The powers remain concerned that Iran is continuing to amass enriched uranium not for future nuclear power stations, as Tehran says, but as potential fuel for nuclear warheads.
They are searching for a preliminary agreement that would cap Iran's nuclear capacity and open up the programme to UN anti-proliferation inspectors. In exchange, they have offered phased, limited and reversible relief from sanctions. Iran, however, wants an early end to oil and banking sanctions.
Under discussion is a temporary deal entailing a freeze to higher-grade uranium enrichment - which Iran bills as fuel for a medical research reactor but which is also potential material for bombs - lasting about six months.

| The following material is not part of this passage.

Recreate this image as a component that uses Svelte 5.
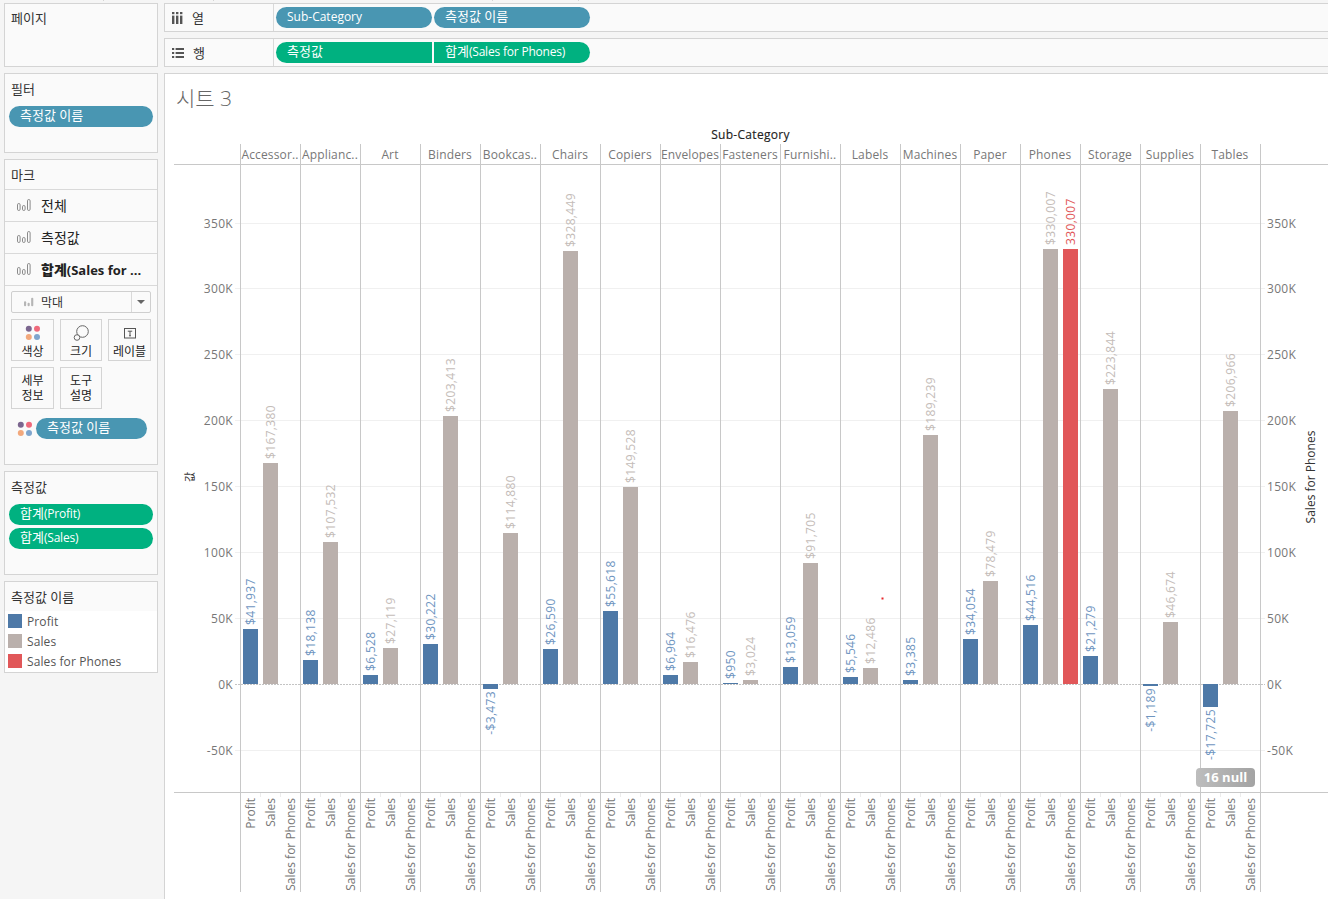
<script>
  const rows = [
    ['Accessor..', 41937, 167380], ['Applianc..', 18138, 107532], ['Art', 6528, 27119],
    ['Binders', 30222, 203413], ['Bookcas..', -3473, 114880], ['Chairs', 26590, 328449],
    ['Copiers', 55618, 149528], ['Envelopes', 6964, 16476], ['Fasteners', 950, 3024],
    ['Furnishi..', 13059, 91705], ['Labels', 5546, 12486], ['Machines', 3385, 189239],
    ['Paper', 34054, 78479], ['Phones', 44516, 330007, 330007], ['Storage', 21279, 223844],
    ['Supplies', -1189, 46674], ['Tables', -17725, 206966]
  ].map((r, i) => ({ name: r[0], profit: r[1], sales: r[2], phones: r[3], x: 240 + 60 * i }));

  const zero = 684;
  const k = 65.9 / 50000;
  const ticks = [
    { t: 350, y: 223 }, { t: 300, y: 288 }, { t: 250, y: 354 }, { t: 200, y: 420 }, { t: 150, y: 486 },
    { t: 100, y: 552 }, { t: 50, y: 618 }, { t: 0, y: 684 }, { t: -50, y: 750 }
  ];
  const money = (v) => (v < 0 ? '-$' : '$') + Math.abs(v).toLocaleString('en-US');
  const px = (v) => Math.round(v * k);
  const measureNames = ['Profit', 'Sales', 'Sales for Phones'];
  const dots = ['#7b668f', '#ef6a7c', '#f2a87c', '#7fa5cd'];
</script>

{#snippet barIcon()}
  <svg class="bar-icon" width="14" height="12" viewBox="0 0 14 12" fill="none" stroke="#8a8a8a">
    <rect x="0.5" y="4.5" width="2.6" height="7" rx="1.3" />
    <rect x="5.5" y="6.5" width="2.6" height="5" rx="1.3" />
    <rect x="10.5" y="0.5" width="2.6" height="11" rx="1.3" />
  </svg>
{/snippet}

{#snippet fourDots(size)}
  <svg width={size} height={size} viewBox="0 0 16 16">
    <circle cx="3.8" cy="3.8" r="3" fill={dots[0]} />
    <circle cx="12" cy="3.8" r="3" fill={dots[1]} />
    <circle cx="3.8" cy="12" r="3" fill={dots[2]} />
    <circle cx="12" cy="12" r="3" fill={dots[3]} />
  </svg>
{/snippet}

<div class="page">
  <aside class="side">
    <section class="card pages"><h3>페이지</h3></section>
    <section class="card filters">
      <h3>필터</h3>
      <div class="pill blue ko">측정값 이름</div>
    </section>
    <section class="card marks">
      <h3 class="marks-title">마크</h3>
      <div class="mark-row up">{@render barIcon()}<span>전체</span></div>
      <div class="mark-row up">{@render barIcon()}<span>측정값</span></div>
      <div class="mark-row active">{@render barIcon()}<span><b>합계</b>(Sales for ...</span></div>
      <div class="select">
        <span class="select-label">
          <svg width="10" height="10" viewBox="0 0 14 12" fill="#b5b5b5"><rect x="0" y="5" width="3" height="7" rx="1.4" /><rect x="5" y="7" width="3" height="5" rx="1.4" /><rect x="10" y="0" width="3" height="12" rx="1.4" /></svg>
          막대
        </span>
        <span class="select-arrow"></span>
      </div>
      <div class="btn-grid">
        <div class="mbtn">
          <span class="mbtn-icon">{@render fourDots(16)}</span>
          <span>색상</span>
        </div>
        <div class="mbtn">
          <span class="mbtn-icon">
            <svg width="16" height="16" viewBox="0 0 16 16" fill="none" stroke="#666"><circle cx="9.5" cy="6.5" r="5.8" /><circle cx="4" cy="12.5" r="2.8" fill="#fafafa" /></svg>
          </span>
          <span>크기</span>
        </div>
        <div class="mbtn">
          <span class="mbtn-icon">
            <svg width="14" height="14" viewBox="0 0 14 14" fill="none" stroke="#555"><rect x="1.5" y="2.5" width="11" height="9.5" /><path d="M4.8 5.2h4.4M7 5.2v4.6M6 9.8h2" /></svg>
          </span>
          <span>레이블</span>
        </div>
        <div class="mbtn two"><span>세부</span><span>정보</span></div>
        <div class="mbtn two"><span>도구</span><span>설명</span></div>
      </div>
      <div class="enc">
        {@render fourDots(16)}
        <div class="pill blue enc-pill ko">측정값 이름</div>
      </div>
    </section>
    <section class="card measures">
      <h3>측정값</h3>
      <div class="pill green mix"><span class="ko">합계</span>(Profit)</div>
      <div class="pill green mix"><span class="ko">합계</span>(Sales)</div>
    </section>
    <section class="card legend">
      <h3 class="legend-title">측정값 이름</h3>
      <ul>
        <li><i class="sw s-profit"></i>Profit</li>
        <li><i class="sw s-sales"></i>Sales</li>
        <li><i class="sw s-phones"></i>Sales for Phones</li>
      </ul>
    </section>
  </aside>

  <main class="main">
    <div class="shelf">
      <div class="shelf-label">
        <svg width="11" height="12" viewBox="0 0 11 12" fill="#555"><rect x="0" y="0" width="2.4" height="2.2" /><rect x="4" y="0" width="2.4" height="2.2" /><rect x="8" y="0" width="2.4" height="2.2" /><rect x="0" y="3.6" width="2.4" height="8.4" /><rect x="4" y="3.6" width="2.4" height="8.4" /><rect x="8" y="3.6" width="2.4" height="8.4" /></svg>
        <span class="ko">열</span>
      </div>
      <div class="shelf-pills">
        <div class="pill blue wide">Sub-Category</div>
        <div class="pill blue wide ko">측정값 이름</div>
      </div>
    </div>
    <div class="shelf">
      <div class="shelf-label">
        <svg width="12" height="10" viewBox="0 0 12 10" fill="#555"><rect x="0" y="0" width="2.2" height="2" /><rect x="0" y="4" width="2.2" height="2" /><rect x="0" y="8" width="2.2" height="2" /><rect x="3.6" y="0" width="8.4" height="2" /><rect x="3.6" y="4" width="8.4" height="2" /><rect x="3.6" y="8" width="8.4" height="2" /></svg>
        <span class="ko">행</span>
      </div>
      <div class="shelf-pills">
        <div class="pill green wide join-l ko">측정값</div>
        <div class="pill green wide join-r mix"><span class="ko">합계</span>(Sales for Phones)</div>
      </div>
    </div>
    <section class="view">
      <h1>시트 3</h1>
      <div class="chart">
        <svg width="1163" height="779" viewBox="165 120 1163 779">
          <text class="col-title" x="750.5" y="139" text-anchor="middle">Sub-Category</text>

          {#each ticks as { t, y }}
            {#if t !== 0}
              <line class="grid" x1="235" x2="1265" y1={y + 0.5} y2={y + 0.5} />
            {/if}
            <text class="tick" x="233" y={y + 5} text-anchor="end">{t}K</text>
            <text class="tick" x="1267" y={y + 5}>{t}K</text>
          {/each}
          <line class="zero" x1="235" x2="1265" y1="684.5" y2="684.5" />

          <line class="rule" x1="174" x2="1328" y1="164.5" y2="164.5" />
          <line class="rule" x1="174" x2="1328" y1="792.5" y2="792.5" />

          {#each rows as r}
            <line class="rule" x1={r.x + 0.5} x2={r.x + 0.5} y1="144" y2="892" />
            <line class="minor" x1={r.x + 20.5} x2={r.x + 20.5} y1="793" y2="797" />
            <line class="minor" x1={r.x + 40.5} x2={r.x + 40.5} y1="793" y2="797" />
            <text class="head" x={r.x + 30} y="159" text-anchor="middle">{r.name}</text>

            <rect class="b-profit" x={r.x + 3} width="15"
              y={r.profit >= 0 ? zero - px(r.profit) : zero}
              height={Math.max(1, px(Math.abs(r.profit)))} />
            <rect class="b-sales" x={r.x + 23} width="15" y={zero - px(r.sales)} height={px(r.sales)} />
            {#if r.phones}
              <rect class="b-phones" x={r.x + 43} width="15" y={zero - px(r.phones)} height={px(r.phones)} />
              <text class="lab l-phones"
                transform="translate({r.x + 54.5},{zero - px(r.phones) - 4}) rotate(-90)">{r.phones.toLocaleString('en-US')}</text>
            {/if}

            <text class="lab l-profit" text-anchor={r.profit >= 0 ? 'start' : 'end'}
              transform="translate({r.x + 14.5},{r.profit >= 0 ? zero - px(r.profit) - 4 : zero + px(-r.profit) + 2}) rotate(-90)">{money(r.profit)}</text>
            <text class="lab l-sales"
              transform="translate({r.x + 34.5},{zero - px(r.sales) - 4}) rotate(-90)">{money(r.sales)}</text>

            {#each measureNames as m, j}
              <text class="meas" text-anchor="end"
                transform="translate({r.x + 14.5 + j * 20},798) rotate(-90)">{m}</text>
            {/each}
          {/each}
          <line class="rule" x1="1260.5" x2="1260.5" y1="144" y2="892" />

          <rect x="881.5" y="597.5" width="2" height="2" fill="#e8262b" />

          <text class="axis-l" transform="translate(194,477) rotate(-90)" text-anchor="middle">값</text>
          <text class="axis-r" transform="translate(1315,477) rotate(-90)" text-anchor="middle">Sales for Phones</text>
        </svg>
        <div class="nullpill">16 null</div>
      </div>
    </section>
  </main>
</div>

<style>
  :global(body) {
    margin: 0;
    background: #f5f5f5;
  }
  .page {
    display: flex;
    gap: 6px;
    height: 899px;
    width: 1328px;
    overflow: hidden;
    box-sizing: border-box;
    padding: 3px 0 0 4px;
    font-family: "Open Sans", "Noto Sans CJK KR", sans-serif;
    font-size: 12px;
    color: #333;
    background:
      linear-gradient(#d4d4d4, #d4d4d4) 103px 0 / 1px 1px no-repeat,
      linear-gradient(#d4d4d4, #d4d4d4) 213px 0 / 1px 1px no-repeat,
      linear-gradient(#d4d4d4, #d4d4d4) 492px 0 / 1px 1px no-repeat,
      linear-gradient(#d4d4d4, #d4d4d4) 578px 0 / 1px 1px no-repeat;
  }
  .side {
    width: 154px;
    flex: none;
    display: flex;
    flex-direction: column;
    gap: 6px;
  }
  .card {
    box-sizing: border-box;
    background: #fafafa;
    border: 1px solid #d4d4d4;
    padding: 0 4px;
  }
  .ko { font-size: 13px; }
  h3 {
    margin: 0;
    font-size: 13px;
    font-weight: 400;
    line-height: 16px;
    padding: 7px 0 0 2px;
    color: #333;
  }
  .pages h3 { padding-top: 6px; }
  .pages { height: 64px; }
  .filters { height: 80px; }
  .filters h3 { padding-bottom: 9px; }
  .marks { height: 306px; padding: 0; }
  .measures { height: 104px; }
  .measures h3 { padding-bottom: 9px; }
  .legend { height: 92px; padding: 0; background: #fff; }

  .pill {
    height: 21px;
    line-height: 19px;
    border-radius: 11px;
    color: #fff;
    font-size: 12px;
    padding-left: 11px;
    box-sizing: border-box;
    white-space: nowrap;
  }
  .pill.ko { font-size: 13px; line-height: 18px; }
  .pill.green.ko { line-height: 19px; }
  .pill.mix { letter-spacing: -0.2px; }
  .pill.mix .ko { letter-spacing: 0; }
  .blue { background: #4996b2; }
  .green { background: #00b180; }
  .green + .green { margin-top: 3px; }

  .marks-title {
    height: 30px;
    box-sizing: border-box;
    padding: 7px 0 0 6px;
    border-bottom: 1px solid #d9d9d9;
  }
  .mark-row {
    height: 32px;
    box-sizing: border-box;
    display: flex;
    align-items: center;
    padding-left: 12px;
    border-bottom: 1px solid #d9d9d9;
    font-size: 14px;
    color: #222;
  }
  .mark-row.up { padding-bottom: 2px; }
  .mark-row span { margin-left: 10px; }
  .bar-icon { flex: none; }
  .active { font-weight: 700; font-size: 13px; padding-bottom: 1px; }
  .active b { font-size: 14px; }
  .select {
    margin: 5px 6px 0;
    height: 22px;
    box-sizing: border-box;
    border: 1px solid #cfcfcf;
    border-radius: 2px;
    display: flex;
    align-items: center;
    justify-content: space-between;
    font-size: 12px;
  }
  .select-label { display: flex; align-items: center; gap: 7px; padding-left: 12px; }
  .select-arrow {
    width: 18px;
    height: 20px;
    border-left: 1px solid #d9d9d9;
    position: relative;
  }
  .select-arrow::after {
    content: "";
    position: absolute;
    left: 5px;
    top: 8px;
    border: 4px solid transparent;
    border-top: 4px solid #666;
    border-bottom: 0;
  }
  .btn-grid {
    display: grid;
    grid-template-columns: 43px 42px 43px;
    grid-auto-rows: 42px;
    gap: 6px;
    margin: 6px 0 0 6px;
  }
  .mbtn {
    box-sizing: border-box;
    border: 1px solid #d4d4d4;
    display: flex;
    flex-direction: column;
    align-items: center;
    justify-content: flex-end;
    font-size: 12px;
    line-height: 15px;
    color: #222;
    padding-bottom: 1px;
  }
  .mbtn.two { justify-content: center; padding: 0; }
  .mbtn-icon { height: 20px; display: flex; align-items: center; margin-bottom: 1px; }
  .enc {
    display: flex;
    align-items: center;
    gap: 3px;
    margin: 9px 0 0 12px;
  }
  .enc-pill { width: 111px; }

  .legend-title {
    height: 29px;
    box-sizing: border-box;
    background: #fafafa;
    padding: 7px 0 0 6px;
  }
  ul { list-style: none; margin: 0; padding: 0 0 0 3px; }
  li {
    display: flex;
    align-items: center;
    height: 20px;
    color: #555;
    gap: 5px;
    letter-spacing: 0.1px;
  }
  .sw { width: 14px; height: 14px; display: block; }
  .s-profit { background: #4e79a7; }
  .s-sales { background: #bab0ac; }
  .s-phones { background: #e15759; }

  .main {
    flex: 1;
    min-width: 0;
    display: flex;
    flex-direction: column;
    gap: 6px;
  }
  .shelf {
    height: 29px;
    flex: none;
    box-sizing: border-box;
    background: #fafafa;
    border: 1px solid #d4d4d4;
    border-right: 0;
    display: flex;
  }
  .shelf-label {
    width: 109px;
    flex: none;
    box-sizing: border-box;
    border-right: 1px solid #d9d9d9;
    display: flex;
    align-items: center;
    gap: 9px;
    padding-left: 7px;
  }
  .shelf-pills {
    display: flex;
    gap: 2px;
    padding: 3px 0 0 2px;
  }
  .wide { width: 156px; }
  .join-l { border-radius: 11px 0 0 11px; }
  .join-r { border-radius: 0 11px 11px 0; }
  .green.join-r { margin-top: 0; }

  .view {
    flex: 1;
    min-height: 0;
    box-sizing: border-box;
    background: #fff;
    border: 1px solid #d4d4d4;
    border-right: 0;
    border-bottom: 0;
  }
  h1 {
    margin: 0;
    height: 46px;
    box-sizing: border-box;
    padding: 10px 0 0 11px;
    font-size: 21px;
    line-height: 28px;
    font-weight: 300;
    color: #666;
  }
  .chart { position: relative; }
  .chart svg { display: block; }
  text { font-family: "Open Sans", "Noto Sans CJK KR", sans-serif; font-size: 12px; }
  .col-title { fill: #222; font-weight: 400; letter-spacing: 0.3px; stroke: #222; stroke-width: 0.15px; }
  .tick { fill: #777; letter-spacing: 0.3px; }
  .head { fill: #777; letter-spacing: 0.15px; }
  .meas { fill: #777; }
  .axis-r { fill: #333; }
  .axis-l { fill: #333; font-size: 11px; }
  .grid { stroke: #f0f0f0; stroke-width: 1; }
  .zero { stroke: #c4c4c4; stroke-width: 1; stroke-dasharray: 2 1; }
  .rule { stroke: #c8c8c8; stroke-width: 1; }
  .minor { stroke: #ececec; stroke-width: 1; }
  .b-profit { fill: #4e79a7; }
  .b-sales { fill: #bab0ac; }
  .b-phones { fill: #e15759; }
  .lab { letter-spacing: 0.35px; }
  .l-profit { fill: #6f95bf; }
  .l-sales { fill: #c4bcb8; }
  .l-phones { fill: #e15759; }
  .nullpill {
    position: absolute;
    left: 1031px;
    top: 648px;
    width: 59px;
    height: 19px;
    line-height: 19px;
    border-radius: 4px;
    text-align: center;
    color: #fff;
    font-weight: 700;
    font-size: 13px;
    background: linear-gradient(90deg, #bdbdbd, #a3a3a3);
  }
</style>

During that time, Iran and the six powers would negotiate a permanent agreement aimed at ensuring that none of Iran's nuclear activities could be diverted towards bomb-making.
Given the progress in Geneva, UN nuclear watchdog chief Yukiya Amano said he hoped a meeting he would have in Tehran on Monday would yield results in his effort to overcome Iranian resistance to an investigation into its nuclear work.
A Twitter account Iran experts believe is run by the office of Khamenei criticised France on Sunday after Paris expressed reservations about the outline deal.
A message posted in English on the account @khamenei_ir said: "French officials have been openly hostile towards the Iranian nation over the past few years; this is an imprudent and inept move."
But British Foreign Secretary William Hague said on Sunday there was a good chance of the negotiations producing a deal within the next few weeks after making "a lot of progress", while noting any deal would inevitably not please everyone.
Russian Foreign Minister Sergei Lavrov said the chances a joint document could be agreed were "quite, quite high".